| Given exercise |
Tally the lines that contain the string "index" and give the number by itself.

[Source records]
= = = =

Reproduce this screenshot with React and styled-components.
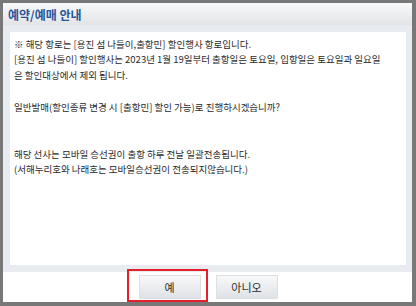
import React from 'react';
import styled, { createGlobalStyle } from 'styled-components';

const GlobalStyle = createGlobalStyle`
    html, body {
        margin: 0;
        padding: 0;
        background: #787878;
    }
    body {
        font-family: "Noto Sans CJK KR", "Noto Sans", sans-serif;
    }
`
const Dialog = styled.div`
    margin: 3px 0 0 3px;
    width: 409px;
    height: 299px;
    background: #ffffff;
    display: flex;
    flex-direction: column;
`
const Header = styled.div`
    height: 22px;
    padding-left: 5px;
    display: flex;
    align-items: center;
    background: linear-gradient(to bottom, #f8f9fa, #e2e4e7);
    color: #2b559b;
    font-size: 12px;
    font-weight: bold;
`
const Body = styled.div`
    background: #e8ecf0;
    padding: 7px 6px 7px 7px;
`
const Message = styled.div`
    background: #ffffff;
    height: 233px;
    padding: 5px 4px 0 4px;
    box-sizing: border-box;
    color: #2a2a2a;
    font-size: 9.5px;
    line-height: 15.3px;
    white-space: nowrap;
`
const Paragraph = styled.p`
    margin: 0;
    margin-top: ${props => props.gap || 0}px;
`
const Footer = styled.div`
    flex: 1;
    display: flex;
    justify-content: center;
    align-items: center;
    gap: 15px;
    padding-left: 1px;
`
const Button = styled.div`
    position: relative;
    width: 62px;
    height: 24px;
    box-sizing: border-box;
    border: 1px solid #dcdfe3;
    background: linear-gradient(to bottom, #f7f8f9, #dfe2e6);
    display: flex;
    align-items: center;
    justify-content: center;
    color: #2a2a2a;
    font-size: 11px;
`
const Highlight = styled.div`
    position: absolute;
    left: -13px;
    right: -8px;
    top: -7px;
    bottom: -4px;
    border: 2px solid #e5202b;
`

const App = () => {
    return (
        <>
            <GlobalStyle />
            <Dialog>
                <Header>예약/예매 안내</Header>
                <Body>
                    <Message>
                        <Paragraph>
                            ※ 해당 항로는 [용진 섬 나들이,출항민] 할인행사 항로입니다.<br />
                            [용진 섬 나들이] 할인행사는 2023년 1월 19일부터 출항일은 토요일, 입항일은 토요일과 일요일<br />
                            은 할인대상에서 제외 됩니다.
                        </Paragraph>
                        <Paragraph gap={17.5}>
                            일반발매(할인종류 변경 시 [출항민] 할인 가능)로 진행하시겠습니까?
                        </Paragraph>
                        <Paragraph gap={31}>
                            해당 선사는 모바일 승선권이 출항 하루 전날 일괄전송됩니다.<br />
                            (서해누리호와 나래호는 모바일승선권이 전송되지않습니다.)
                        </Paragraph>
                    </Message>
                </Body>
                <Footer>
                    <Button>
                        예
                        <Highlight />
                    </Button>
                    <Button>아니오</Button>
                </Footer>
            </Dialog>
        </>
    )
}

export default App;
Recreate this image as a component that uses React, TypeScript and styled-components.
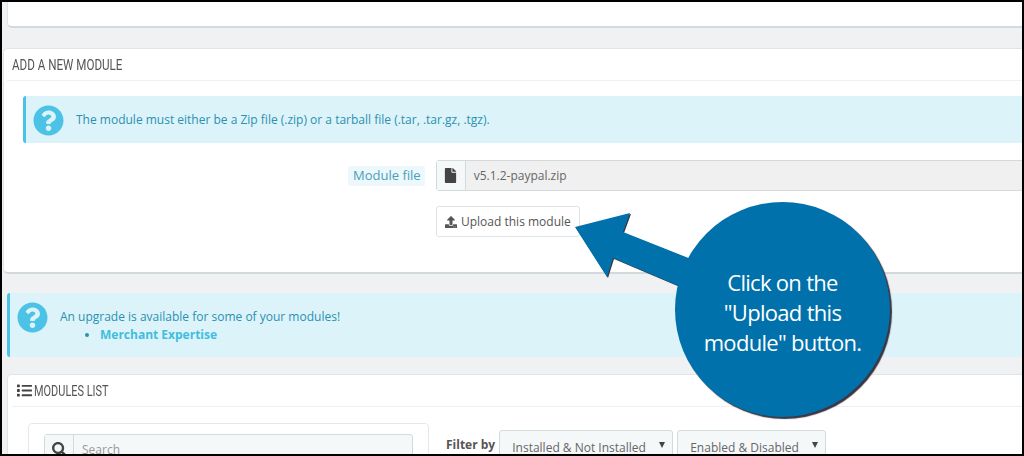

= = = =

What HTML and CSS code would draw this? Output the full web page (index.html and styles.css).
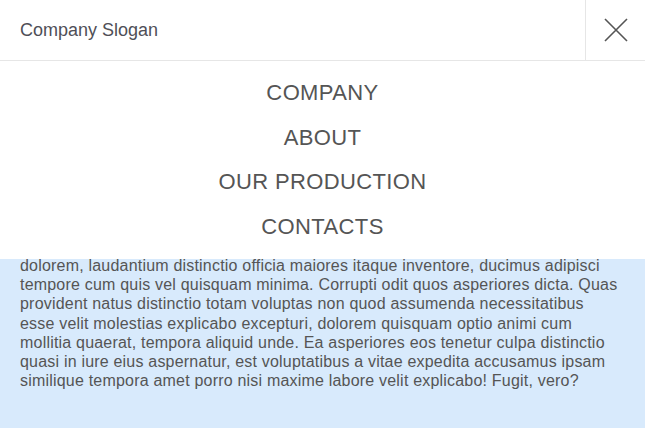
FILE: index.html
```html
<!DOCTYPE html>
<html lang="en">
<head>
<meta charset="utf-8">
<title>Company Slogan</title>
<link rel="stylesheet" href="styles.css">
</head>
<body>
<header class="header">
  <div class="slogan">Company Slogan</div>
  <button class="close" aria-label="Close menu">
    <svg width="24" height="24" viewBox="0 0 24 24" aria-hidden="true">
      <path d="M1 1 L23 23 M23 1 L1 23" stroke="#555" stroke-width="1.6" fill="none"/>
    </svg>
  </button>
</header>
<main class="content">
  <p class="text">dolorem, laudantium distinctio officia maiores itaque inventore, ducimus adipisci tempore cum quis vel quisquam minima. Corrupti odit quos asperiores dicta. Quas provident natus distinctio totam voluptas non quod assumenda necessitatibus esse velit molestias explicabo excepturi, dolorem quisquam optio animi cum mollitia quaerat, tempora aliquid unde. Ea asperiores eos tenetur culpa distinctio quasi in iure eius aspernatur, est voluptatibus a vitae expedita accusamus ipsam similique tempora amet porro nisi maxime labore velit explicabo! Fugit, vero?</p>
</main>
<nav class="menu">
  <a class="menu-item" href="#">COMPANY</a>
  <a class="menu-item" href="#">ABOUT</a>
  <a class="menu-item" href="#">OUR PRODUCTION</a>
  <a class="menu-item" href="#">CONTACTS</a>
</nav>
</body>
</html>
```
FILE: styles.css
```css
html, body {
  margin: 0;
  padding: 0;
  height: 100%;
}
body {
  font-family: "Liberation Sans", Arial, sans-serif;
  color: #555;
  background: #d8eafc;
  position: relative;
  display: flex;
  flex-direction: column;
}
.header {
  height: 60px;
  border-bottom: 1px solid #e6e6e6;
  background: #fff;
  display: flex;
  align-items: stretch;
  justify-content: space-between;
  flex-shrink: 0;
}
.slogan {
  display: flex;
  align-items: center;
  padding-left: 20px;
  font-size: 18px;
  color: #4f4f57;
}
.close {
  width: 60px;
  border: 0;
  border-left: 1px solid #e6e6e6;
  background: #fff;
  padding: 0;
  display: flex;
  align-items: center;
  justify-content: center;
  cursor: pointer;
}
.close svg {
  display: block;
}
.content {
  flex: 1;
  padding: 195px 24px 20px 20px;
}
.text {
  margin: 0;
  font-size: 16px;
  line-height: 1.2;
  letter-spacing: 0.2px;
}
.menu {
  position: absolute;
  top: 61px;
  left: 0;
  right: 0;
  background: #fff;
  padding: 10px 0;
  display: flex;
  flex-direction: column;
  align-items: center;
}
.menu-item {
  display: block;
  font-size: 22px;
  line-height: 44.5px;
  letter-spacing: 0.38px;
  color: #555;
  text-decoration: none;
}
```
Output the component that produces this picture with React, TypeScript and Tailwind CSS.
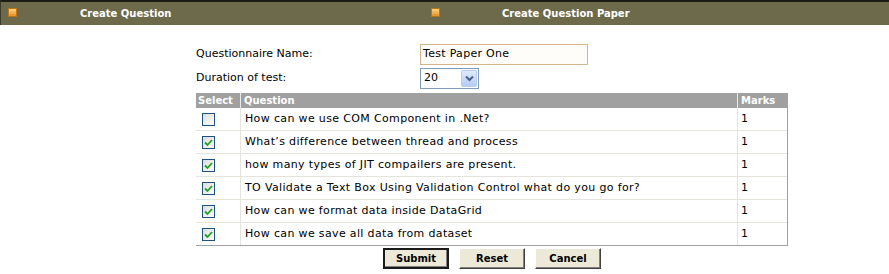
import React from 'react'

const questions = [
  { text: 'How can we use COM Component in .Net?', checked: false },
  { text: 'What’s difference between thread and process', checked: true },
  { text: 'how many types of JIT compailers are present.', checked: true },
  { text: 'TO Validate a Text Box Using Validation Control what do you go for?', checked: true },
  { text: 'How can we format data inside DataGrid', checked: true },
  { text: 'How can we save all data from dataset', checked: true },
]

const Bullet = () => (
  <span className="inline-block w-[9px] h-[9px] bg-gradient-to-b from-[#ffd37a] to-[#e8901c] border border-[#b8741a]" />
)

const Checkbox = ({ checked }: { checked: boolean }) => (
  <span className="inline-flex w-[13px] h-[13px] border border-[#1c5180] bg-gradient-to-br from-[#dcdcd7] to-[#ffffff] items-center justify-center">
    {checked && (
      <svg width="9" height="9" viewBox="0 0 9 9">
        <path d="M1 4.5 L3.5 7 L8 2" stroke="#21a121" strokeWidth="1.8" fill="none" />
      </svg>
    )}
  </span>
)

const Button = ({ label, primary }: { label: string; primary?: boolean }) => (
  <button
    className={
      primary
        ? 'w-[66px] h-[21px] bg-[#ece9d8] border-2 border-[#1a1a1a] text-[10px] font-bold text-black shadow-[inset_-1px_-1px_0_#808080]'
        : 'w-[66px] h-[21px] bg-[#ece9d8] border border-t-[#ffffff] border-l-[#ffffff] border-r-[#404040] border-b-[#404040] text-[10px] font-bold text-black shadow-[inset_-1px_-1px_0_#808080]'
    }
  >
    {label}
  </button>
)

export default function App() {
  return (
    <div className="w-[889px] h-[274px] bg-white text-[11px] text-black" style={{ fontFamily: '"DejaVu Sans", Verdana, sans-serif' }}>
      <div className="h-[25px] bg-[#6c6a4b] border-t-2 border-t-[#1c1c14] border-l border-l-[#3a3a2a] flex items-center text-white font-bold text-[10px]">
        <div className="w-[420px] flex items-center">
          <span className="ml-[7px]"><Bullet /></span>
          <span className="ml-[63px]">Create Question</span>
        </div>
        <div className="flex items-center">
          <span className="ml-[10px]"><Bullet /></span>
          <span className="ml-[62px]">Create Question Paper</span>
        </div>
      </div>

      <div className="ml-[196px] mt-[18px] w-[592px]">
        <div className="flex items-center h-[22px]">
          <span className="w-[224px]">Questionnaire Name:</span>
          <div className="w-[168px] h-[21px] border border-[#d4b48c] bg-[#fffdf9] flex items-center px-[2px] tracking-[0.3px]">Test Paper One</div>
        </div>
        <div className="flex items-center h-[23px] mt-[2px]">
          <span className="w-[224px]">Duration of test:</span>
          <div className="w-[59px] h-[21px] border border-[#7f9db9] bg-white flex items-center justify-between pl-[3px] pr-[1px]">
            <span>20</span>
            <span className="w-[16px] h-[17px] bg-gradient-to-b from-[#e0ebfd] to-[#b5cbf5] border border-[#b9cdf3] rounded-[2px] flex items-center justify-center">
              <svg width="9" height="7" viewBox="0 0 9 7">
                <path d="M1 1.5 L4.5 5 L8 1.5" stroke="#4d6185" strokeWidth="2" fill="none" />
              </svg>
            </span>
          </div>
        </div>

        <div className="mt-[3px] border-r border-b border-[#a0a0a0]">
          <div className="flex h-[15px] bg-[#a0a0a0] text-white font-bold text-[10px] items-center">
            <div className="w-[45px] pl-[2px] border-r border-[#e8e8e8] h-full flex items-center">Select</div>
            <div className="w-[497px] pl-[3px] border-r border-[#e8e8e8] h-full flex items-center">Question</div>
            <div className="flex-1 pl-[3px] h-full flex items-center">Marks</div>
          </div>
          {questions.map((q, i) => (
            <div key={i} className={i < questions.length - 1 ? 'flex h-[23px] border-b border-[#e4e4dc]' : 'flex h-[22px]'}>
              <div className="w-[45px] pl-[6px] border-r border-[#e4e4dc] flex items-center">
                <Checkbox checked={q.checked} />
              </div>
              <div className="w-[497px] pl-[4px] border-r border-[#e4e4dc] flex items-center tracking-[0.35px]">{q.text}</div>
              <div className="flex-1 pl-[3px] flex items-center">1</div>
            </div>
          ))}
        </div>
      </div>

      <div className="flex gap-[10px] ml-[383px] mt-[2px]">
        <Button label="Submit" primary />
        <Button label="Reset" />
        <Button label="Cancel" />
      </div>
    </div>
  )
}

= = = =

| Answer for the task |
2